Im Verhältnis von Stadt und Land finden sich sowohl gegenwärtig als auch historisch zentrale Problemlagen und Ambivalenzen moderner Gesellschaften gespiegelt und mitunter begründet. Dabei ist aktuell eine Neuentdeckung und Neuperspektivierung des Ländlichen in Literaturen, Medien, Künsten, Wissenschaften und Planungen zu beobachten, die gerade angesichts der global weiter zunehmenden Urbanisierung und Digitalisierung an Kontur (und gewissermaßen auch an diskursiver Attraktivität) gewinnt. Doch entspricht der klassische Dualismus von Stadt und Land schon lange nicht mehr den materiellen, strukturellen und lebenspraktischen Gegebenheiten – wenngleich er sich doch erstaunlich konstant im kulturell Imaginären hält und immer wieder als Deutungsmuster sozialer Wirklichkeiten und Entwicklungen herangezogen wird.

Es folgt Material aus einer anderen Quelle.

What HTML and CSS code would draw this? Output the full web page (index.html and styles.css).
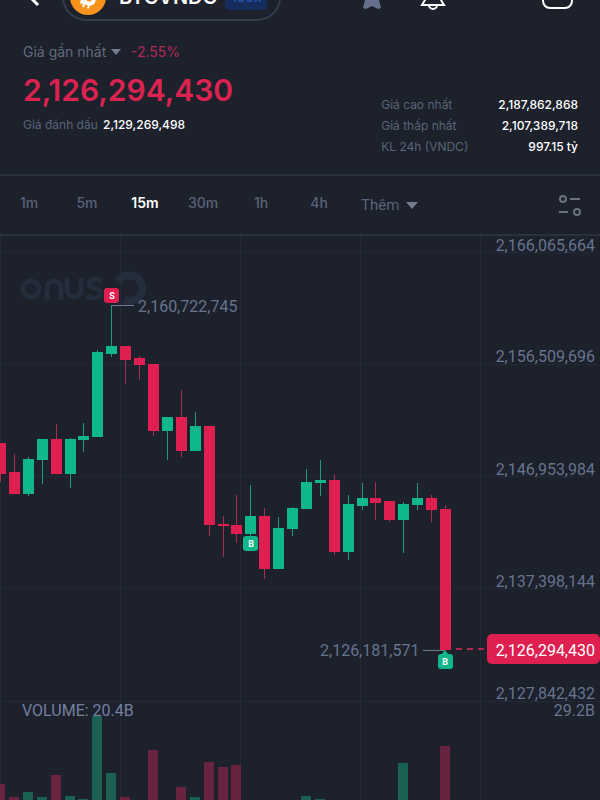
FILE: index.html
```html
<!DOCTYPE html>
<html lang="vi">

<head>
    <meta charset="UTF-8">
    <meta name="viewport" content="width=device-width, initial-scale=1.0">
    <title>BTCVNDC</title>
    <link rel="stylesheet" href="styles.css">
</head>

<body>
    <header class="topbar">
        <button class="icon-btn back" aria-label="Back">
            <svg width="24" height="24" viewBox="0 0 24 24"><path d="M14 0 L4 10 L14 20" fill="none" stroke="#fff" stroke-width="3"/></svg>
        </button>
        <button class="pair">
            <svg width="36" height="36" viewBox="0 0 36 36">
                <circle cx="18" cy="18" r="18" fill="#f7931a"/>
                <g transform="rotate(14 18 17)" fill="none" stroke="#fff" stroke-width="4">
                    <path d="M12 10 H20 a3 3 0 0 1 0 7 H16 M21 17 a3 3 0 0 1 0 7 H12 M16 10 V24"/>
                    <path d="M16 5 V9 M21 5 V9 M16 25 V29 M21 25 V29" stroke-width="2"/>
                </g>
            </svg>
            <span class="pair-name">BTCVNDC</span>
            <span class="leverage">100x</span>
        </button>
        <div class="actions">
            <button class="icon-btn" aria-label="Favourite">
                <svg width="20" height="24" viewBox="0 0 20 24"><path d="M2 2 H18 V14 L20 22 L17 23 L11 20 L5 23 L2 22 L4 14 Z" fill="#64708a"/></svg>
            </button>
            <button class="icon-btn" aria-label="Alerts">
                <svg width="28" height="28" viewBox="0 0 28 28" fill="none" stroke="#fff" stroke-width="2"><path d="M4 23 L7 18 V10 a8 8 0 0 1 16 0 V18 L26 23 Z"/><path d="M11 23 a4 4 0 0 0 8 0"/></svg>
            </button>
            <button class="icon-btn layout" aria-label="Layout">
                <svg width="32" height="32" viewBox="0 0 32 32"><rect x="1" y="2" width="29" height="28" rx="7" fill="none" stroke="#fff" stroke-width="2"/></svg>
            </button>
        </div>
    </header>

    <section class="summary">
        <div class="price-block">
            <div class="price-type">
                <select id="price-type" aria-label="Loại giá">
                    <option>Giá gần nhất</option>
                </select>
                <svg class="caret" width="10" height="6" viewBox="0 0 10 6"><path d="M0 0 H10 L5 6 Z"/></svg>
                <span class="change">-2.55%</span>
            </div>
            <div class="price">2,126,294,430</div>
            <div class="mark"><span class="label">Giá đánh dấu</span> <span>2,129,269,498</span></div>
        </div>
        <dl class="stats">
            <dt>Giá cao nhất</dt>
            <dd>2,187,862,868</dd>
            <dt>Giá thấp nhất</dt>
            <dd>2,107,389,718</dd>
            <dt>KL 24h (VNDC)</dt>
            <dd>997.15 tỷ</dd>
        </dl>
    </section>

    <nav class="intervals">
        <button>1m</button>
        <button>5m</button>
        <button class="active">15m</button>
        <button>30m</button>
        <button>1h</button>
        <button>4h</button>
        <div class="more">
            <select id="more" aria-label="Khung thời gian">
                <option>Thêm</option>
            </select>
            <svg class="caret" width="12" height="7" viewBox="0 0 12 7"><path d="M0 0 H12 L6 7 Z"/></svg>
        </div>
        <button class="settings" aria-label="Settings">
            <svg width="24" height="22" viewBox="0 0 24 22" fill="none" stroke="#6b7180" stroke-width="2">
                <circle cx="5" cy="5" r="3"/><path d="M12 5 H22 M1 18 H10"/><circle cx="19" cy="18" r="3"/>
            </svg>
        </button>
    </nav>

    <main>
        <svg class="chart" viewBox="0 236 600 564">
            <path class="grid" d="M0 252.5H600 M0 364.5H600 M0 476.5H600 M0 588.5H600 M0 701.5H600 M.5 236V800 M120.5 236V800 M240.5 236V800 M360.5 236V800 M480.5 236V800"/>
            <g class="watermark">
                <g fill="none" stroke-width="5">
                    <circle cx="31" cy="289" r="8"/>
                    <path d="M47 300 V288 a7 7 0 0 1 14 0 V300 M67 278 V290 a7 7 0 0 0 14 0 V278"/>
                    <path d="M102 281 C96 278 89 279 89 284 C89 290 101 287 101 293 C101 299 92 299 87 296"/>
                    <path d="M118 281 C124 273 137 273 141 283 C146 295 135 304 124 300" stroke-width="8"/>
                </g>
            </g>
            <g id="volumes"></g>
            <g id="candles"></g>
            <path class="pointer" d="M112 305.5 H134 M423 650.5 H445"/>
            <path class="last-line" d="M456 649 H486"/>
            <g class="axis-text">
                <text x="138" y="312">2,160,722,745</text>
                <text x="320" y="656">2,126,181,571</text>
                <text x="22" y="716" class="volume">VOLUME: 20.4B</text>
                <g text-anchor="end">
                    <text x="595" y="251">2,166,065,664</text>
                    <text x="595" y="362">2,156,509,696</text>
                    <text x="595" y="475">2,146,953,984</text>
                    <text x="595" y="587">2,137,398,144</text>
                    <text x="595" y="699">2,127,842,432</text>
                    <text x="595" y="716">29.2B</text>
                </g>
            </g>
            <rect class="down" x="487" y="634" width="113" height="30" rx="5"/>
            <text class="last-price" x="595" y="656" text-anchor="end">2,126,294,430</text>
            <g class="trade">
                <rect class="down" x="104" y="288" width="15" height="15" rx="3"/>
                <text x="112" y="299">S</text>
                <rect class="up" x="243" y="536" width="15" height="15" rx="3"/>
                <text x="251" y="547">B</text>
                <path class="up" d="M441 655 L445 650 L449 655 Z"/>
                <rect class="up" x="438" y="654" width="15" height="15" rx="3"/>
                <text x="445" y="665">B</text>
            </g>
        </svg>
    </main>

    <script src="chart.js"></script>
</body>

</html>
```
FILE: styles.css
```css
* {
    margin: 0;
    padding: 0;
    box-sizing: border-box;
}

body {
    background: #1c212c;
    color: #fff;
    font-family: Inter, sans-serif;
    font-size: 12px;
}

button,
select {
    background: none;
    border: none;
    color: inherit;
    font: inherit;
    cursor: pointer;
}

select {
    appearance: none;
}

svg {
    display: block;
}

/* the bar is scrolled partly under the top edge */
.topbar {
    display: flex;
    align-items: flex-end;
    height: 21px;
    padding: 0 24px;
    overflow: hidden;
}

.back {
    width: 38px;
    padding-bottom: 12px;
}

.pair {
    display: flex;
    align-items: center;
    gap: 13px;
    height: 48px;
    padding: 0 12px 0 6px;
    border: 2px solid #333a4b;
    border-radius: 24px;
}

.pair-name {
    font-size: 20px;
    font-weight: 600;
}

.leverage {
    margin-left: -5px;
    padding: 4px 6px;
    border-radius: 4px;
    background: #152c5c;
    color: #2352a4;
    font-size: 13px;
    line-height: 18px;
    font-weight: 600;
}

.actions {
    display: flex;
    align-items: flex-end;
    margin-left: auto;
    padding-bottom: 11px;
}

.actions .icon-btn {
    margin-right: 37px;
}

.actions .layout {
    margin: 0 2px 0 59px;
}

.summary {
    display: flex;
    justify-content: space-between;
    align-items: flex-end;
    height: 155px;
    padding: 0 22px 17px 23px;
    border-bottom: 2px solid #282e3c;
}

.price-block {
    padding-bottom: 24px;
}

.price-type {
    display: flex;
    align-items: center;
    color: #626a7b;
    font-size: 14px;
    line-height: 20px;
}

.caret {
    margin-left: 4px;
    fill: #747c8d;
}

.change {
    margin-left: 10px;
    color: #b32a58;
}

.price {
    margin: 8px 0 7px;
    color: #dc2350;
    font-size: 30px;
    line-height: 40px;
    font-weight: 600;
}

.mark {
    line-height: 16px;
    font-weight: 500;
}

.mark .label {
    margin-right: 2px;
    color: #596478;
    font-weight: 400;
}

.stats {
    display: grid;
    grid-template-columns: auto auto;
    column-gap: 30px;
    line-height: 21px;
}

.stats dt {
    color: #596478;
}

.stats dd {
    text-align: right;
    font-weight: 500;
}

.intervals {
    display: flex;
    align-items: center;
    height: 60px;
    padding-right: 18px;
    border-bottom: 2px solid #2a303e;
    color: #596377;
    font-size: 14px;
    font-weight: 500;
}

.intervals button {
    width: 58px;
    padding-bottom: 6px;
}

.intervals .active {
    color: #fff;
    font-weight: 600;
}

.more {
    display: flex;
    align-items: center;
    margin-left: 13px;
    font-family: Roboto, sans-serif;
    font-size: 15px;
    font-weight: 400;
}

.more .caret {
    margin-left: 6px;
}

.intervals .settings {
    width: auto;
    margin-left: auto;
    padding: 0;
}

.chart {
    width: 100%;
    height: auto;
    font-family: Roboto, sans-serif;
}

.grid {
    stroke: #232936;
}

.watermark {
    stroke: #232d3b;
}

.up {
    fill: #10b78a;
}

.down {
    fill: #df1f50;
}

.wick-up {
    stroke: #21997c;
}

.wick-down {
    stroke: #a92a53;
}

.volume-up {
    fill: #1a6153;
}

.volume-down {
    fill: #67233f;
}

.pointer {
    stroke: #6c7a91;
}

.last-line {
    stroke: #b32650;
    stroke-width: 2;
    stroke-dasharray: 6 5;
}

.axis-text {
    fill: #66748d;
    font-size: 16px;
}

.axis-text .volume {
    fill: #7380a0;
}

.last-price {
    fill: #fff;
    font-size: 16px;
}

.trade text {
    fill: #fff;
    font-size: 9px;
    font-weight: 700;
    text-anchor: middle;
}
```
FILE: chart.js
```javascript
// direction, high, body top, body bottom, low, volume top
const candles = [
    ['down', 443, 443, 474, 482, 784],
    ['down', 454, 472, 494, 494, 797],
    ['up', 457, 459, 494, 496, 792],
    ['up', 439, 439, 460, 484, 797],
    ['down', 424, 439, 474, 474, 775],
    ['up', 438, 439, 474, 488, 796],
    ['up', 423, 436, 440, 452, 799],
    ['up', 350, 352, 437, 437, 716],
    ['up', 305, 346, 354, 357, 773],
    ['down', 346, 346, 360, 384, 797],
    ['down', 356, 358, 365, 380, 800],
    ['down', 364, 364, 431, 436, 750],
    ['up', 417, 417, 431, 460, 800],
    ['down', 390, 417, 451, 457, 787],
    ['up', 412, 426, 451, 451, 797],
    ['down', 426, 426, 525, 536, 762],
    ['down', 516, 524, 526, 557, 767],
    ['down', 495, 525, 534, 543, 765],
    ['up', 485, 516, 534, 536, 800],
    ['down', 508, 516, 569, 579, 800],
    ['up', 517, 528, 569, 569, 800],
    ['up', 507, 508, 529, 536, 800],
    ['up', 469, 482, 509, 509, 796],
    ['up', 460, 480, 483, 496, 799],
    ['down', 474, 480, 552, 555, 800],
    ['up', 495, 504, 552, 560, 800],
    ['up', 483, 498, 506, 510, 800],
    ['down', 482, 498, 503, 520, 800],
    ['down', 501, 501, 520, 522, 800],
    ['up', 502, 504, 520, 553, 763],
    ['up', 483, 498, 505, 510, 800],
    ['down', 495, 498, 510, 522, 800],
    ['down', 505, 509, 650, 650, 746]
];
const step = 445 / 32;

function add(parent, tag, attrs) {
    const el = document.createElementNS('http://www.w3.org/2000/svg', tag);
    for (const name in attrs) {
        el.setAttribute(name, attrs[name]);
    }
    document.getElementById(parent).appendChild(el);
}

candles.forEach(([dir, high, top, bottom, low, volume], i) => {
    const x = Math.round(i * step);
    add('volumes', 'rect', { class: 'volume-' + dir, x: x - 5, y: volume, width: 10, height: 800 - volume });
    add('candles', 'line', { class: 'wick-' + dir, x1: x + 0.5, x2: x + 0.5, y1: high, y2: low });
    add('candles', 'rect', { class: dir, x: x - 5, y: top, width: 11, height: bottom - top });
});
```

Demgegenüber ist jedoch in der jüngeren Vergangenheit ein Wandel der ländlichkeitsbezogenen Erzählformen und -inhalte zu beobachten, der sich genre- und medienübergreifend verfolgen und analysieren lässt. Die aktuellen Bilder und Narrative des Ländlichen fokussieren insbesondere auch die Verschränkungen von urbanen und ruralen Strukturen und Praktiken und vollziehen eine Umkehrung der klassischen Perspektive: Erscheinen etwa Dörfer, kleine Städte und ländliche Räume doch nicht mehr nur als vermeintliche Residualkategorien, sondern als zentrale Orte und Räume gegenwärtiger wie zukünftiger gesellschaftlicher Entwicklungen. Dabei arbeiten nicht zuletzt auch die gegenwartsorientierten Künste – Literatur, Film, Serie, bildende und darstellende Kunst etc. – an einer differenzierten Betrachtung und Analyse der Wechselverhältnisse von Stadt und Land, die als Neubeschreibungen aktueller Lebenswelten zu sehen sind und sowohl soziale Diskurse und Bewegungen als auch individuelle Verstehensmodelle und Verhaltensweisen beeinflussen. Die realen und imaginären Ländlichkeiten fungieren hier als Orte und Medien, in und mit denen gesellschaftliches Wissen erzeugt und wirksam wird.
Aus den Wechselverhältnissen von Stadt und Land einerseits sowie Imagination und Praxis andererseits resultieren Fragen und Aufgabenstellungen, die einer interdisziplinären Öffnung bedürfen: Wie verändern sich aktuell sowohl die materiell-räumlichen Strukturen als auch die jeweiligen Bildinhalte und Erzählweisen in verschiedenen (auch ‚mentalen‘) Größenordnungen (etwa: Dorf, Kleinstadt, Großstadt)? Welche neue Relevanz kommt lokalen/regionalen Identitäten zu und wie werden sie medial (bildlich, narrativ, performativ, baukulturell etc.) erzeugt und vermittelt bzw. gefestigt? Wo entstehen produktive und/oder problematische Verbindungen zwischen Stadt und Land? Welche Translations- und Transferprozesse werden hierbei vollzogen? In welchem Zusammenhang stehen dabei symbolische und praktische Raumaneignung und -gestaltung auf individueller wie sozialer Ebene? Wie sind diese Beziehungsgeflechte analytisch zu verstehen?
Das Forschungsprojekt verbindet dabei literatur-, kultur- und medienwissenschaftliche Zugänge mit sozial- und raumwissenschaftlichen sowie (landschafts-)architektonischen Perspektiven.